→ DATA SEGMENT
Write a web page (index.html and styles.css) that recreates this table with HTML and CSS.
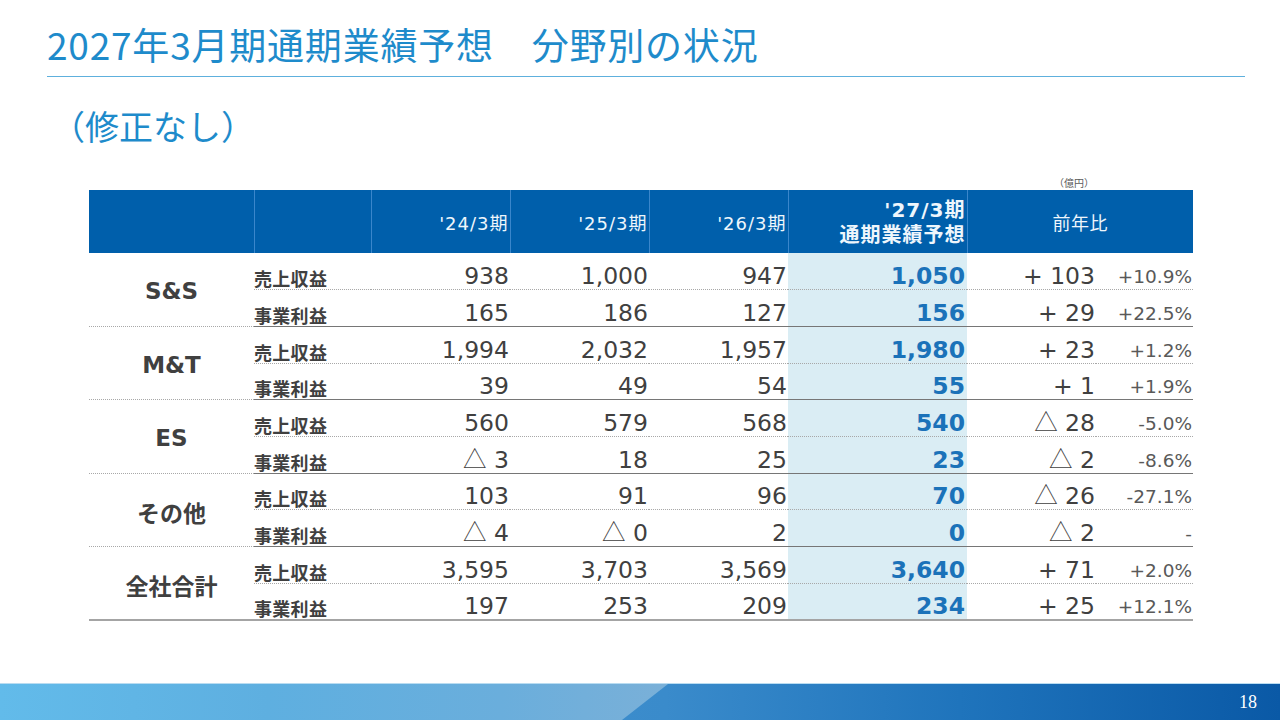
FILE: index.html
```html
<!DOCTYPE html>
<html lang="ja">
<head>
<meta charset="utf-8">
<title>2027年3月期通期業績予想 分野別の状況</title>
<link rel="stylesheet" href="styles.css">
</head>
<body>
<div class="slide">
  <header class="title-bar">
    <h1 class="title">2027年3月期通期業績予想　分野別の状況</h1>
  </header>
  <p class="subtitle">（修正なし）</p>
  <div class="table-wrap">
    <div class="unit-row"><span class="unit">（億円）</span></div>
    <table class="perf">
      <colgroup>
        <col class="c-seg"><col class="c-label"><col class="c-year"><col class="c-year"><col class="c-year"><col class="c-plan"><col class="c-diff"><col class="c-pct">
      </colgroup>
      <thead>
        <tr>
          <th class="h-blank first"></th>
          <th class="h-blank"></th>
          <th class="h-year">'24/3期</th>
          <th class="h-year">'25/3期</th>
          <th class="h-year">'26/3期</th>
          <th class="h-plan">'27/3期<br>通期業績予想</th>
          <th class="h-yoy" colspan="2">前年比</th>
        </tr>
      </thead>
      <tbody>
        <tr class="sales">
          <td class="seg" rowspan="2">S&amp;S</td>
          <td class="label">売上収益</td>
          <td class="num">938</td><td class="num">1,000</td><td class="num">947</td>
          <td class="plan">1,050</td><td class="diff">+ 103</td><td class="pct">+10.9%</td>
        </tr>
        <tr class="profit">
          <td class="label">事業利益</td>
          <td class="num">165</td><td class="num">186</td><td class="num">127</td>
          <td class="plan">156</td><td class="diff">+ 29</td><td class="pct">+22.5%</td>
        </tr>
        <tr class="sales">
          <td class="seg" rowspan="2">M&amp;T</td>
          <td class="label">売上収益</td>
          <td class="num">1,994</td><td class="num">2,032</td><td class="num">1,957</td>
          <td class="plan">1,980</td><td class="diff">+ 23</td><td class="pct">+1.2%</td>
        </tr>
        <tr class="profit">
          <td class="label">事業利益</td>
          <td class="num">39</td><td class="num">49</td><td class="num">54</td>
          <td class="plan">55</td><td class="diff">+ 1</td><td class="pct">+1.9%</td>
        </tr>
        <tr class="sales">
          <td class="seg" rowspan="2">ES</td>
          <td class="label">売上収益</td>
          <td class="num">560</td><td class="num">579</td><td class="num">568</td>
          <td class="plan">540</td><td class="diff"><span class="tri">△</span> 28</td><td class="pct">-5.0%</td>
        </tr>
        <tr class="profit">
          <td class="label">事業利益</td>
          <td class="num"><span class="tri">△</span> 3</td><td class="num">18</td><td class="num">25</td>
          <td class="plan">23</td><td class="diff"><span class="tri">△</span> 2</td><td class="pct">-8.6%</td>
        </tr>
        <tr class="sales">
          <td class="seg" rowspan="2">その他</td>
          <td class="label">売上収益</td>
          <td class="num">103</td><td class="num">91</td><td class="num">96</td>
          <td class="plan">70</td><td class="diff"><span class="tri">△</span> 26</td><td class="pct">-27.1%</td>
        </tr>
        <tr class="profit">
          <td class="label">事業利益</td>
          <td class="num"><span class="tri">△</span> 4</td><td class="num"><span class="tri">△</span> 0</td><td class="num">2</td>
          <td class="plan">0</td><td class="diff"><span class="tri">△</span> 2</td><td class="pct">-</td>
        </tr>
        <tr class="sales">
          <td class="seg last" rowspan="2">全社合計</td>
          <td class="label">売上収益</td>
          <td class="num">3,595</td><td class="num">3,703</td><td class="num">3,569</td>
          <td class="plan">3,640</td><td class="diff">+ 71</td><td class="pct">+2.0%</td>
        </tr>
        <tr class="profit last">
          <td class="label">事業利益</td>
          <td class="num">197</td><td class="num">253</td><td class="num">209</td>
          <td class="plan">234</td><td class="diff">+ 25</td><td class="pct">+12.1%</td>
        </tr>
      </tbody>
    </table>
  </div>
  <footer class="footer">
    <span class="page">18</span>
  </footer>
</div>
</body>
</html>
```

FILE: styles.css
```css
* { box-sizing: border-box; }

html, body {
  margin: 0;
  padding: 0;
  background: #ffffff;
}

body {
  font-family: "Noto Sans CJK JP", "DejaVu Sans", sans-serif;
  color: #404040;
}

.slide {
  width: 1280px;
  height: 720px;
  display: flex;
  flex-direction: column;
  overflow: hidden;
}

/* ---------- title ---------- */
.title-bar {
  margin: 0 35px 0 47px;
  padding: 22px 0 10px 0;
  border-bottom: 1px solid #5eb0dd;
}

.title {
  margin: 0;
  font-size: 37px;
  line-height: 44px;
  font-weight: 400;
  color: #1e8bcb;
  white-space: nowrap;
  letter-spacing: 0.8px;
}

.subtitle {
  margin: 29px 0 0 51px;
  font-size: 34px;
  line-height: 40px;
  font-weight: 400;
  color: #1e8bcb;
}

/* ---------- table ---------- */
.table-wrap {
  margin: 30px 0 0 89px;
  width: 1104px;
}

.unit-row {
  display: flex;
  justify-content: flex-end;
  padding-right: 99px;
  height: 14px;
}

.unit {
  font-size: 10px;
  line-height: 14px;
  color: #595959;
}

.perf {
  width: 1104px;
  table-layout: fixed;
  border-collapse: collapse;
  border-spacing: 0;
}

.c-seg { width: 165px; }
.c-label { width: 117px; }
.c-year { width: 139px; }
.c-plan { width: 179px; }
.c-diff { width: 129px; }
.c-pct { width: 97px; }

.perf thead tr { height: 63px; }

.perf th {
  background: #005fab;
  color: #eef6fc;
  font-family: "DejaVu Sans", "Noto Sans CJK JP", sans-serif;
  font-weight: 400;
  font-size: 18px;
  letter-spacing: 1px;
  padding: 0 1px 0 0;
  border-left: 1px solid #3a86cb;
  vertical-align: middle;
}

.perf th.first { border-left: none; }

.h-year { text-align: right; }

.perf th.h-plan {
  text-align: right;
  font-weight: 700;
  font-size: 20px;
  line-height: 25px;
  letter-spacing: 1px;
  padding-right: 1px;
  padding-top: 2px;
}

.perf th.h-yoy {
  text-align: center;
  font-family: "Noto Sans CJK JP", sans-serif;
  font-size: 18px;
  letter-spacing: 0.5px;
  padding-right: 0;
}

.perf tbody tr { height: 36.7px; }

.perf td {
  padding: 0 1px 1px 0;
  vertical-align: bottom;
  white-space: nowrap;
}

.perf tr.sales td { border-bottom: 1px dotted #a8a8a8; }
.perf tr.profit td,
.perf td.seg { border-bottom: 1px solid #767676; }
.perf tr.profit.last td,
.perf td.seg.last { border-bottom: 2px solid #a4a4a4; }

.seg {
  text-align: center;
  vertical-align: middle !important;
  font-family: "DejaVu Sans", "Noto Sans CJK JP", sans-serif;
  font-weight: 700;
  font-size: 23px;
  color: #404040;
  padding: 4px 0 0 0 !important;
}

.label {
  font-weight: 700;
  font-size: 18px;
  line-height: 18px;
  color: #404040;
  padding: 0 0 2px 0 !important;
  letter-spacing: 0.3px;
}

.num, .diff, .plan, .pct {
  text-align: right;
  font-family: "DejaVu Sans", "Noto Sans CJK JP", sans-serif;
  line-height: 24px;
}

.num, .diff {
  font-size: 23.5px;
  color: #404040;
}

.tri {
  font-family: "Noto Sans CJK JP", sans-serif;
  font-weight: 300;
}

.plan {
  background: #daedf4;
  font-size: 23.5px;
  font-weight: 700;
  color: #1b72b9;
  padding-right: 2px !important;
}

.pct {
  font-size: 18.5px;
  color: #595959;
  padding-bottom: 0 !important;
}

/* ---------- footer ---------- */
.footer {
  margin-top: auto;
  height: 37px;
  position: relative;
  border-top: 1px solid #b9dcf1;
  background: linear-gradient(90deg, #4b9bd5 0%, #3a8bcb 52%, #1f74bc 75%, #0a59a6 100%);
  display: flex;
  align-items: center;
  justify-content: flex-end;
  padding-right: 23px;
}

.footer::before {
  content: "";
  position: absolute;
  left: 0;
  top: 0;
  bottom: 0;
  width: 668px;
  background: linear-gradient(90deg, #62bbea 0%, #5eafe0 40%, #6aaedc 75%, #7ab0d8 100%);
  clip-path: polygon(0 0, 668px 0, 622px 100%, 0 100%);
}

.page {
  position: relative;
  color: #ffffff;
  font-family: "Liberation Serif", serif;
  font-size: 18px;
  line-height: 20px;
}
```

→ STATED GOAL
Out of the material above, gather each line where "table" appears.

→ COMPLETED EXERCISE
Write a web page (index.html and styles.css) that recreates this table with HTML and CSS.
  <div class="table-wrap">
    <table class="perf">
    </table>
/* ---------- table ---------- */
.table-wrap {
  table-layout: fixed;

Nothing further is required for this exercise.